2. Have you talked to the person who originally built it?

The original designer knows why that weird-looking thing is there. 70% of the time, the answer is a production incident from four years ago that isn’t in the commit history. If you don’t ask, you will reimplement the bug they fixed. I’ve watched this happen to me, twice.

If the original designer has left: find the incident post-mortems. If those don’t exist either: scale your confidence down by half. The code you’re about to rewrite is loadbearing in ways you can’t see.

3. Is there a “walking skeleton” in the plan?

A rewrite that doesn’t ship something end-to-end in the first two weeks will ship nothing ever. The plan should have a day-14 milestone that looks like “one real request flows through the new system in production, shadowing the old one, with 0% of traffic.” If the plan opens with “first we’ll build the new data model, then the new API layer, then the new UI layer” - congratulations, you’ve written a waterfall plan in 2026 and nobody has noticed.
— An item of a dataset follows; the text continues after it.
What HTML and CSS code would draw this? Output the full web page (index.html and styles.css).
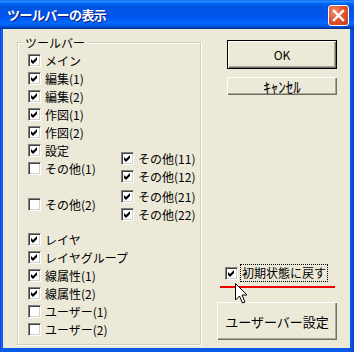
FILE: index.html
```html
<!DOCTYPE html>
<html lang="ja">
<head>
<meta charset="utf-8">
<title>ツールバーの表示</title>
<link rel="stylesheet" href="styles.css">
</head>
<body>
<div class="window">
  <div class="titlebar">
    <span class="title">ツールバーの表示</span>
    <span class="close"><svg width="13" height="13" viewBox="0 0 13 13"><path d="M2 2 L11 11 M11 2 L2 11" stroke="#fff" stroke-width="2.4" stroke-linecap="square"/></svg></span>
  </div>
  <div class="client">
    <fieldset class="group">
      <legend>ツールバー</legend>
      <div class="row"><span class="cb on"><svg viewBox="0 0 11 11"><path d="M2 4 L4 6 L8 2 L8 5 L4 9 L2 7 Z"/></svg></span>メイン</div>
      <div class="row"><span class="cb on"><svg viewBox="0 0 11 11"><path d="M2 4 L4 6 L8 2 L8 5 L4 9 L2 7 Z"/></svg></span>編集(1)</div>
      <div class="row"><span class="cb on"><svg viewBox="0 0 11 11"><path d="M2 4 L4 6 L8 2 L8 5 L4 9 L2 7 Z"/></svg></span>編集(2)</div>
      <div class="row"><span class="cb on"><svg viewBox="0 0 11 11"><path d="M2 4 L4 6 L8 2 L8 5 L4 9 L2 7 Z"/></svg></span>作図(1)</div>
      <div class="row"><span class="cb on"><svg viewBox="0 0 11 11"><path d="M2 4 L4 6 L8 2 L8 5 L4 9 L2 7 Z"/></svg></span>作図(2)</div>
      <div class="split">
        <div class="col col-left">
          <div class="row"><span class="cb on"><svg viewBox="0 0 11 11"><path d="M2 4 L4 6 L8 2 L8 5 L4 9 L2 7 Z"/></svg></span>設定</div>
          <div class="row"><span class="cb"></span>その他(1)</div>
          <div class="row row-skip"><span class="cb"></span>その他(2)</div>
        </div>
        <div class="col col-right">
          <div class="row"><span class="cb on"><svg viewBox="0 0 11 11"><path d="M2 4 L4 6 L8 2 L8 5 L4 9 L2 7 Z"/></svg></span>その他(11)</div>
          <div class="row"><span class="cb on"><svg viewBox="0 0 11 11"><path d="M2 4 L4 6 L8 2 L8 5 L4 9 L2 7 Z"/></svg></span>その他(12)</div>
          <div class="row row-gap"><span class="cb on"><svg viewBox="0 0 11 11"><path d="M2 4 L4 6 L8 2 L8 5 L4 9 L2 7 Z"/></svg></span>その他(21)</div>
          <div class="row"><span class="cb on"><svg viewBox="0 0 11 11"><path d="M2 4 L4 6 L8 2 L8 5 L4 9 L2 7 Z"/></svg></span>その他(22)</div>
        </div>
      </div>
      <div class="row row-after"><span class="cb on"><svg viewBox="0 0 11 11"><path d="M2 4 L4 6 L8 2 L8 5 L4 9 L2 7 Z"/></svg></span>レイヤ</div>
      <div class="row"><span class="cb on"><svg viewBox="0 0 11 11"><path d="M2 4 L4 6 L8 2 L8 5 L4 9 L2 7 Z"/></svg></span>レイヤグループ</div>
      <div class="row"><span class="cb on"><svg viewBox="0 0 11 11"><path d="M2 4 L4 6 L8 2 L8 5 L4 9 L2 7 Z"/></svg></span>線属性(1)</div>
      <div class="row"><span class="cb on"><svg viewBox="0 0 11 11"><path d="M2 4 L4 6 L8 2 L8 5 L4 9 L2 7 Z"/></svg></span>線属性(2)</div>
      <div class="row"><span class="cb"></span>ユーザー(1)</div>
      <div class="row"><span class="cb"></span>ユーザー(2)</div>
    </fieldset>
    <div class="side">
      <button class="btn btn-ok">OK</button>
      <button class="btn btn-cancel">ｷｬﾝｾﾙ</button>
      <div class="row row-reset"><span class="cb on"><svg viewBox="0 0 11 11"><path d="M2 4 L4 6 L8 2 L8 5 L4 9 L2 7 Z"/></svg></span><span class="focus">初期状態に戻す</span></div>
      <div class="redline"></div>
      <button class="btn btn-user">ユーザーバー設定</button>
    </div>
    <svg class="cursor" width="13" height="21" viewBox="0 0 13 21"><path d="M0.5 0.5 L0.5 17 L4.5 13 L7.5 20 L10 19 L7 12 L12 12 Z" fill="#fff" stroke="#000" stroke-width="1"/></svg>
  </div>
</div>
</body>
</html>
```
FILE: styles.css
```css
body {
  margin: 0;
}
.window {
  width: 354px;
  height: 352px;
  display: flex;
  flex-direction: column;
  background: linear-gradient(to right, #0831d9 0, #1665f0 1px, #0a5ae8 3px, #0a5ae8 350px, #0840d0 354px);
  font-family: "Noto Sans CJK JP", sans-serif;
  font-size: 12px;
  color: #000;
}
.titlebar {
  height: 29px;
  flex: none;
  display: flex;
  align-items: center;
  padding: 0 5px 0 7px;
  background: linear-gradient(to bottom, #0058ee 0%, #3593ff 4%, #288eff 6%, #127dff 8%, #036ffc 10%, #0262ee 14%, #0057e5 20%, #0054e3 24%, #0055eb 56%, #005bf5 66%, #026afe 76%, #0062ef 86%, #0052d6 92%, #0040ab 96%, #003092 100%);
}
.title {
  flex: 1;
  color: #fff;
  font-weight: bold;
  font-size: 13px;
  letter-spacing: -0.6px;
  line-height: 16px;
  text-shadow: 1px 1px 0 #0a1883;
}
.close {
  width: 21px;
  height: 21px;
  box-sizing: border-box;
  border: 1px solid #fff;
  border-radius: 3px;
  display: flex;
  align-items: center;
  justify-content: center;
  background: radial-gradient(circle at 30% 30%, #f0916f 0, #e2542e 45%, #c8401a 100%);
  margin-top: 2px;
}
.client {
  flex: 1;
  display: flex;
  align-items: stretch;
  background: #ece9d8;
  margin: 0 4px 4px 3px;
  position: relative;
}
.group {
  box-sizing: border-box;
  width: 184px;
  margin: 7px 0 3px 14px;
  padding: 2px 0 0 10px;
  border: 1px solid #d0d0bf;
  box-shadow: inset 1px 1px 0 #fff, 1px 1px 0 #fff;
  min-width: 0;
}
.group legend {
  padding: 0 2px;
  margin-left: -5px;
  line-height: 13px;
  background: #ece9d8;
}
.row {
  display: flex;
  align-items: center;
  gap: 4px;
  height: 18px;
  line-height: 13px;
  white-space: nowrap;
}
.cb {
  width: 13px;
  height: 13px;
  flex: none;
  box-sizing: border-box;
  background: #fff;
  border-top: 1px solid #808080;
  border-left: 1px solid #808080;
  border-bottom: 1px solid #fff;
  border-right: 1px solid #fff;
  box-shadow: inset 1px 1px 0 #404040, inset -1px -1px 0 #d4d0c8;
  display: flex;
}
.cb svg {
  width: 11px;
  height: 11px;
  fill: #000;
}
.split {
  display: flex;
}
.col-left {
  width: 93px;
}
.col-right {
  padding-top: 8px;
}
.row-skip {
  margin-top: 18px;
}
.row-gap {
  margin-top: 2px;
}
.row-after {
  margin-top: 7px;
}
.side {
  width: 110px;
  margin-left: 26px;
  padding-top: 11px;
  display: flex;
  flex-direction: column;
}
.btn {
  font-family: "Noto Sans CJK JP", sans-serif;
  font-size: 12px;
  color: #000;
  background: #ece9d8;
  border: none;
  padding: 0;
  box-shadow: inset 1px 1px 0 #fff, inset -1px -1px 0 #716f64, inset -2px -2px 0 #aca899;
}
.btn-ok {
  height: 29px;
  box-shadow: inset 0 0 0 1px #000, inset 2px 2px 0 #fff, inset -2px -2px 0 #716f64, inset -3px -3px 0 #aca899;
}
.btn-cancel {
  height: 18px;
  margin-top: 8px;
  font-size: 15px;
  line-height: 15px;
}
.row-reset {
  margin-top: auto;
  margin-left: -2px;
  gap: 2px;
}
.focus {
  border: 1px dotted #000;
  padding: 1px 1px;
  line-height: 14px;
}
.redline {
  height: 2px;
  background: #f00000;
  margin: 4px 0 0 -7px;
  width: 115px;
}
.btn-user {
  height: 38px;
  width: 120px;
  margin: 14px 0 8px -10px;
  font-size: 13px;
}
.cursor {
  position: absolute;
  left: 232px;
  top: 254px;
}
```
At Bytro, the event-driven modernization we did worked because we ran a live shadow from week two. Every request hit both the old and new system. We compared outputs nightly. The discrepancies were the spec.
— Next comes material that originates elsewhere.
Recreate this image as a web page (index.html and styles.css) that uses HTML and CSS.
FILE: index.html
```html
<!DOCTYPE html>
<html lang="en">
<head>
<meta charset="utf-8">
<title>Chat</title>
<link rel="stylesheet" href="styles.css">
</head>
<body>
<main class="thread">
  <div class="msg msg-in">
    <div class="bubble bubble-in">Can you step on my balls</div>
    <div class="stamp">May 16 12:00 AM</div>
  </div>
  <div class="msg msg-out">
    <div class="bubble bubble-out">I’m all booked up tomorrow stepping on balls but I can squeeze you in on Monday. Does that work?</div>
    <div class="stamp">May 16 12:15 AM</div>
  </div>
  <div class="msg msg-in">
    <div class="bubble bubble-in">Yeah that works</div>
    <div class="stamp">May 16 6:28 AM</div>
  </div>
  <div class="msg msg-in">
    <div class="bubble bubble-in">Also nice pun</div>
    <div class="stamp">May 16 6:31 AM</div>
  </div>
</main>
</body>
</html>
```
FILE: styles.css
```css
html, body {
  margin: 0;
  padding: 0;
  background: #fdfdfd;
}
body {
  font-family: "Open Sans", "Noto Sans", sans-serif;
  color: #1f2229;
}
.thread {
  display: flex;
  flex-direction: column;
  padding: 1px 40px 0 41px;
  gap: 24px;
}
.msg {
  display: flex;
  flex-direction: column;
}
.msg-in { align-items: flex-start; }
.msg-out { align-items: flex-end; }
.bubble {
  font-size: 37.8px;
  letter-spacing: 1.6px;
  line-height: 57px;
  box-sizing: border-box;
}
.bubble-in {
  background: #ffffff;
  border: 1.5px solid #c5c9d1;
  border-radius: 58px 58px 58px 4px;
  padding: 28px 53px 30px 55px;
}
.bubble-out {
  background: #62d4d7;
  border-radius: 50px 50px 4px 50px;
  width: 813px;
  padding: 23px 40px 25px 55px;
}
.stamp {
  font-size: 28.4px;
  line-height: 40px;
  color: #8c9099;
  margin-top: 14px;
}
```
4. Do you have a clear metric for “done”?

“The old system is gone” is not a metric. “99% of requests served by the new system, p99 within 10% of baseline, error rate flat or lower” is a metric. If you don’t know when you’re done, you will never be done, and the team will oscillate between two systems forever.

The second-system-effect ruin is not that the new system is bad. It’s that the org now maintains two systems while the rewrite’s “completion” is perpetually a quarter away. I’ve seen companies run in that state for three years.

5. Who owns the old system while the new one is being built?

The unglamorous answer: the same people who were going to build the new one. If your rewrite plan quietly depends on freezing the old system - “we’ll just stop adding features to it for 18 months” - your rewrite is dead before it ships.

The old system accumulates its own critical bug fixes while the new one is being built. Either you carry those fixes forward (which means building them twice) or you ship the new system missing 18 months of incremental fixes (which means it’s not actually a drop-in replacement).

6. What’s the rollback story?

The moment you turn on the new system at 1% of traffic, what happens when p99 goes to 2 seconds? Who notices? What do they do? Is there a dashboard? Is there an alarm? Is the rollback one command or a reconfigure-and-redeploy?

A rewrite without a fast rollback is a bet. Bets occasionally pay off, usually when the engineer making the bet had a career-defining reason to be right. In every other case they’re a resume-generating event for whoever has to explain the outage.

The rewrite I actually enjoyed

The one rewrite in my career that went smoothly was the Bytro modernization. It worked because we answered those six questions before we started, and answered them mostly “yes”:

Production pain: event ordering in the real-time game backend was causing player-visible desync on match joins. Quantified, user- reported, priority-1.
Original designer: still on the team, actively involved in the rewrite. The bodies were visible.
Walking skeleton: week two, one endpoint flowed through the new event bus. Week six, five endpoints. Week twelve, the critical path.
Metric for done: 99% of matches joined via the new path with p99 within baseline. Took roughly 11 months to hit - two months past plan, which was unusually close.
Ownership during transition: same squad owned both systems, and we froze non-critical changes to the old one. Product agreed to this because we showed them weekly progress on the new path.
Rollback: one feature-flag flip. The flag was tested weekly - not just defined, tested. In a real on-call drill. That saved us on month eight when a corner case showed up.

Every other rewrite I’ve watched die missed 3+ of those six. I don’t know a single counterexample.

The version of this for 2026

Rewrites in 2026 have a new temptation: “AI will just rewrite it.” I have run roughly 3,400 commits of AI-assisted development through this site alone in the past year, and I’ll say the quiet part: AI does not protect you from the second system effect. The temptation to rewrite is, if anything, easier to indulge when the first draft feels free.

What AI-assisted development does let you do cheaply is spike a migration path - build a 48-hour version of the new system against one endpoint, see what hurts, throw it away. That’s a phenomenally underused technique. Most rewrites commit on the basis of a slide deck; an AI-aided spike gives you a week of real evidence at the cost of a deck.

If you take one thing from this post: don’t let the rewrite start from a slide deck. Spike it, throw the spike away, and then decide.

The thing I usually catch myself about

I wrote this whole post to argue against rewrites. I also, right now, run Fulcrum - an agent control plane I built because none of the existing runtimes fit how I work - which is, pedantically, a rewrite of something I could have built on top of existing tools.

I ran it through my own checklist. The production pain was real (no existing tool coordinated multi-agent runs the way I wanted). I talked to the designer (me; I also wrote down the history). Walking skeleton shipped in week one. I have a clear metric for done. I own both the old script-based workflow and the new thing. Rollback is “close the fulcrum CLI and go back to shell aliases.”

Six out of six. So I allowed myself the rewrite. If I’d hit three out of six, I’d have shelved it. That’s the bar. Use it, and your rewrites will ship. Ignore it, and you’ll spend 18 months explaining why the new system is “almost done.”